The wash-sale rule (IRS Section 1091) disallows a capital loss deduction if the investor purchases a "substantially identical" security within 30 days before or after the sale. The 61-day window (30 days before + day of sale + 30 days after) must be clear of repurchases of the same or substantially identical security. In practice, "substantially identical" has been interpreted narrowly by the IRS: two different ETFs tracking different but correlated indices (e.g., the S&P 500 vs. the total U.S. market) are generally not considered substantially identical, allowing investors to harvest the loss while maintaining essentially the same market exposure. The rule applies across all accounts the investor controls, so selling in a taxable account while a spouse's IRA repurchases the same fund can trigger a wash sale.

How much can tax-loss harvesting actually save an investor?

The benefit depends on three factors: the marginal tax rate on capital gains, the size of harvestable losses, and the time horizon over which deferred taxes remain invested.

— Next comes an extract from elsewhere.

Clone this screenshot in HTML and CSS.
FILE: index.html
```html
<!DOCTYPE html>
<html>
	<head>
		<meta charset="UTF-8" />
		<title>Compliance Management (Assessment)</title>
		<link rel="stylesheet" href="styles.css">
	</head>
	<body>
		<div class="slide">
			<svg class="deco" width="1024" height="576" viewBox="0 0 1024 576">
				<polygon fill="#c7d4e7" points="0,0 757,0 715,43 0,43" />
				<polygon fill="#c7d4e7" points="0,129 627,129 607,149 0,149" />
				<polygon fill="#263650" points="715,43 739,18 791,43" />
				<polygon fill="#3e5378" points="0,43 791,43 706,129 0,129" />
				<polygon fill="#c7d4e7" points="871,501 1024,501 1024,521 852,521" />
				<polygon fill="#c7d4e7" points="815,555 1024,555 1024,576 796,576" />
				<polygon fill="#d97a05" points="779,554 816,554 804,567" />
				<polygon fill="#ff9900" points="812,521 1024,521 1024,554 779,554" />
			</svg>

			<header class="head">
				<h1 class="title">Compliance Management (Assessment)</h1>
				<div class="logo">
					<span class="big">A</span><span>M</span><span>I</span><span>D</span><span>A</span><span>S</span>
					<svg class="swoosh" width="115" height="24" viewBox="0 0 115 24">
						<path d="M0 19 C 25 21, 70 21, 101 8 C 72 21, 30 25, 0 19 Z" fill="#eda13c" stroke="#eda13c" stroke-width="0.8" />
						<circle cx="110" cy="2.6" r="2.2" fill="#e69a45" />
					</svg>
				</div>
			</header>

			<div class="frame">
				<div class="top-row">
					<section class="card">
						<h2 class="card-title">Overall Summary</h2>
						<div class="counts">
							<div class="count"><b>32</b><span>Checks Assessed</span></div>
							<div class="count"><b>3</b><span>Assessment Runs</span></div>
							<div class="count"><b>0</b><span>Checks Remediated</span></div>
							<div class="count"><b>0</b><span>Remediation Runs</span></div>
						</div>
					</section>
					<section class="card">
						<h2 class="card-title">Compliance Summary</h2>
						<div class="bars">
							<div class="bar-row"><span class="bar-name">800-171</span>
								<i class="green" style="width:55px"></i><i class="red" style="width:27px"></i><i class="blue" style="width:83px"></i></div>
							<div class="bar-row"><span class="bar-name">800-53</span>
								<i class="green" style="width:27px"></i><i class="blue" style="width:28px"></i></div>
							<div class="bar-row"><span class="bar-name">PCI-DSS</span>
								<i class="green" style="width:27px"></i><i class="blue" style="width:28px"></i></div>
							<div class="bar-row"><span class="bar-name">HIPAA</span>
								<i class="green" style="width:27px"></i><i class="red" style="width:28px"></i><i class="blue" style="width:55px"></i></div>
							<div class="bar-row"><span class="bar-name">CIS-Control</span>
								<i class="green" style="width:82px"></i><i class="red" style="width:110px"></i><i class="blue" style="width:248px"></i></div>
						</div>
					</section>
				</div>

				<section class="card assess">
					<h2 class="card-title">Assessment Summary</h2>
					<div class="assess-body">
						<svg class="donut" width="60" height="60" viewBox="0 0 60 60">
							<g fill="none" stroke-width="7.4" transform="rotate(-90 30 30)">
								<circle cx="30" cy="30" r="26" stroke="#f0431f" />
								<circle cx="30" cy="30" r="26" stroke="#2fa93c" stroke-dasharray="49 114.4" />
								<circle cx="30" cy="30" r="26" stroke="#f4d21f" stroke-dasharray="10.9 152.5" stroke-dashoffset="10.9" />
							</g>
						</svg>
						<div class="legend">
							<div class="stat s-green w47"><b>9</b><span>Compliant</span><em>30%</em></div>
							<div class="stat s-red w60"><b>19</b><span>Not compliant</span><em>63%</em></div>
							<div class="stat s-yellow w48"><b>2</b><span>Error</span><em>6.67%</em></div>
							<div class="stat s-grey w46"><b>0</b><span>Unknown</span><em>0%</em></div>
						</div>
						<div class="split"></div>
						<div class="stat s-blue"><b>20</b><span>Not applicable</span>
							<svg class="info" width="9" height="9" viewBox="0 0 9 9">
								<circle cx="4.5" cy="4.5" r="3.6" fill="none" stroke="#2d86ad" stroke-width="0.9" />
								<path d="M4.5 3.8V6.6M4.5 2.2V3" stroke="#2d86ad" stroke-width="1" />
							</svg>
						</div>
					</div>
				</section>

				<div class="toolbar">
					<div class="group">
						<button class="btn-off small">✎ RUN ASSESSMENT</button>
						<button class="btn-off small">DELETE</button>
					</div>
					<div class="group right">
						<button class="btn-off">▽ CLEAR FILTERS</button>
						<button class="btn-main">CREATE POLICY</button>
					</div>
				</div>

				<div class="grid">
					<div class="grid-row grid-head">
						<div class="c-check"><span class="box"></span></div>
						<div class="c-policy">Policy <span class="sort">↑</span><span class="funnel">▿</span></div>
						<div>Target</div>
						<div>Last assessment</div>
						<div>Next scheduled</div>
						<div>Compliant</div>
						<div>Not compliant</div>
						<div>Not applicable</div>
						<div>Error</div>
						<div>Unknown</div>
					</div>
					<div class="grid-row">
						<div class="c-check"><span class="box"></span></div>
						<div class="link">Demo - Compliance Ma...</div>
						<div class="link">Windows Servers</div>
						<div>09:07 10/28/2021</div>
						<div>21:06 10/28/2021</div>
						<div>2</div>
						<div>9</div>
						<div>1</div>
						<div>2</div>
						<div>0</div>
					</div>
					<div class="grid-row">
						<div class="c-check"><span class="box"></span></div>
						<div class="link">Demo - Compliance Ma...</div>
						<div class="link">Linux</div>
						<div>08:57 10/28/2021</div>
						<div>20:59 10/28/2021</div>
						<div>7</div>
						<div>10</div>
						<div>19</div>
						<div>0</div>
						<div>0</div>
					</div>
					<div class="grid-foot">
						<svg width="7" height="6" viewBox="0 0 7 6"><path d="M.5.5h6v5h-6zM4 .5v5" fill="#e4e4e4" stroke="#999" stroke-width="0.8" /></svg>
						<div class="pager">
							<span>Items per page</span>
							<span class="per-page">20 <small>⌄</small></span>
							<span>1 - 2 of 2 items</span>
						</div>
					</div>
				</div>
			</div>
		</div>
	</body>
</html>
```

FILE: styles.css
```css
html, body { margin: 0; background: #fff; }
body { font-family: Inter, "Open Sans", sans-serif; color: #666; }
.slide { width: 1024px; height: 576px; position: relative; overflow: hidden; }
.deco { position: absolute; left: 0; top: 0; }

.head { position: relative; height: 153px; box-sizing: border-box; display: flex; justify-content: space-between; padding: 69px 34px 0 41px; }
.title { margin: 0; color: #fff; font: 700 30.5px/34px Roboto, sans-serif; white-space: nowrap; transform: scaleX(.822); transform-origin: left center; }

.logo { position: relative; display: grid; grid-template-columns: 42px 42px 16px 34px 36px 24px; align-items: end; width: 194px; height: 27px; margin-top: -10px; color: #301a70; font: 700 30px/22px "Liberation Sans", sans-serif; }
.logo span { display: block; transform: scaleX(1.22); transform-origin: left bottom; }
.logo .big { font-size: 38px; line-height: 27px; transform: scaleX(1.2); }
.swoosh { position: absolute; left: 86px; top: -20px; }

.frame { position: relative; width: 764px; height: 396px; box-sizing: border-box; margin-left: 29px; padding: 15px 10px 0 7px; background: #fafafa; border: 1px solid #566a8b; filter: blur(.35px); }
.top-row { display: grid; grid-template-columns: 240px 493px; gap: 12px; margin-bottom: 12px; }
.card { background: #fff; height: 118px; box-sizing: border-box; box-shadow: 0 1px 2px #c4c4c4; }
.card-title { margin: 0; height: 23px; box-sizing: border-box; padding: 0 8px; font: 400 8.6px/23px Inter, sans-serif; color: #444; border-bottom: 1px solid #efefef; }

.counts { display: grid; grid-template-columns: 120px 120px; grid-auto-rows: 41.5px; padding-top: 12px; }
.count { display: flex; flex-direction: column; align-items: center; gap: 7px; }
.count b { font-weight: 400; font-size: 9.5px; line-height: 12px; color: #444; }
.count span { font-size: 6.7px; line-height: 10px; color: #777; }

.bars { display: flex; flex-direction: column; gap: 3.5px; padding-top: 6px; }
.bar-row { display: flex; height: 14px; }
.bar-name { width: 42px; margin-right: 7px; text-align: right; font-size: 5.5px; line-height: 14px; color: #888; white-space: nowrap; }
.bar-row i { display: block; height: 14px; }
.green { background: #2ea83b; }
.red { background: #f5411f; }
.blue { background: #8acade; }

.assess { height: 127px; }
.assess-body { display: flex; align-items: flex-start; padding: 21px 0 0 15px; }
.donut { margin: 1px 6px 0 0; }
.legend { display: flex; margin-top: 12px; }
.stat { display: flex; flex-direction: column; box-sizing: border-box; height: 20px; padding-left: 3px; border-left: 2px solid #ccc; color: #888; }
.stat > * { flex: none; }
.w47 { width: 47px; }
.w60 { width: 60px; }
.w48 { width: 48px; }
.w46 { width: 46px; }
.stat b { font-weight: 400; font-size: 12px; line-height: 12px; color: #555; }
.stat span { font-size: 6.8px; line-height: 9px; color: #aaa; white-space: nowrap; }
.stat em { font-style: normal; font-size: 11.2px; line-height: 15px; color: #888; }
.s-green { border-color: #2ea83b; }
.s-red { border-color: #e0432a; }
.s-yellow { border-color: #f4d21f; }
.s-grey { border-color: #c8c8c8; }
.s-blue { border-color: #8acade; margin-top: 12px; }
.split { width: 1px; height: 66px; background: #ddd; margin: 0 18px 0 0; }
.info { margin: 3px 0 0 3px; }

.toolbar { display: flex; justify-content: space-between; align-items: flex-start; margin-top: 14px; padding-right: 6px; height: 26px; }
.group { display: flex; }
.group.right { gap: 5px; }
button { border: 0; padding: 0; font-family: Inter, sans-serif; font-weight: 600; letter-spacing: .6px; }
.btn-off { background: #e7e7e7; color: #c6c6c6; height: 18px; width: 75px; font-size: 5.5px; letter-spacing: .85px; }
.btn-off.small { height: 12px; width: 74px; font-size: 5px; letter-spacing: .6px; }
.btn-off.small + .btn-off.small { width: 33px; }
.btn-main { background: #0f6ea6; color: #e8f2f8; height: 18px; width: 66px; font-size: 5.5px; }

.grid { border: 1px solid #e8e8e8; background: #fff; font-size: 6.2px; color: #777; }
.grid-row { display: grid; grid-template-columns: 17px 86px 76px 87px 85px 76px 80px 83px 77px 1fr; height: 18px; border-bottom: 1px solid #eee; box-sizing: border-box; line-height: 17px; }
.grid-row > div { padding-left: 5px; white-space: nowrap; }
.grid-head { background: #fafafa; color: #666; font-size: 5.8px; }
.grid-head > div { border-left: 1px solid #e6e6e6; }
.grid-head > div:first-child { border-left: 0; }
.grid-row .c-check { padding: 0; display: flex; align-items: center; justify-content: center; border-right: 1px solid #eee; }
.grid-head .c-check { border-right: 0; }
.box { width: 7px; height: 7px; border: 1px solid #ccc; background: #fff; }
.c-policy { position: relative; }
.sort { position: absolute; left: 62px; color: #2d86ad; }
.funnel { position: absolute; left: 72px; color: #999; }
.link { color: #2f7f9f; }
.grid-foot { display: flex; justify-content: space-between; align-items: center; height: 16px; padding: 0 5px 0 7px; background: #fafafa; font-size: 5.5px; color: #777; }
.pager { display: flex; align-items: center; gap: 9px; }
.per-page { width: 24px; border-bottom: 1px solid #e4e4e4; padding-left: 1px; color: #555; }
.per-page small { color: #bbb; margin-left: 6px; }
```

For a high-income investor in the 23.8% long-term capital gains bracket (20% federal + 3.8% net investment income tax), harvesting a $50,000 loss in a year with equivalent gains saves approximately $11,900 in taxes that year. If those avoided taxes remain invested for 20 years at 7%, the deferred amount grows to roughly $46,000 — a meaningful addition to after-tax wealth. The benefit is smaller for investors in lower tax brackets (0% long-term capital gains rate for many middle-income earners) and diminishes if the replacement securities significantly underperform the harvested ones.

Is tax-loss harvesting worth doing in a declining market if an investor plans to sell everything eventually?

Yes, provided the investor has taxable gains to offset or ordinary income above the $3,000 cap to reduce. When a portfolio is eventually liquidated, the harvested losses that carried forward will offset the final gains. The value lies in when taxes are paid rather than whether they are paid — deferring a tax bill by 10-20 years keeps that capital invested and compounding for the intervening period. The one scenario where harvesting can backfire is if the investor dies holding the replacement securities, because beneficiaries receive a stepped-up cost basis that erases the embedded gain — in which case the harvested losses provided no net long-term benefit while potentially introducing tracking error during the replacement period.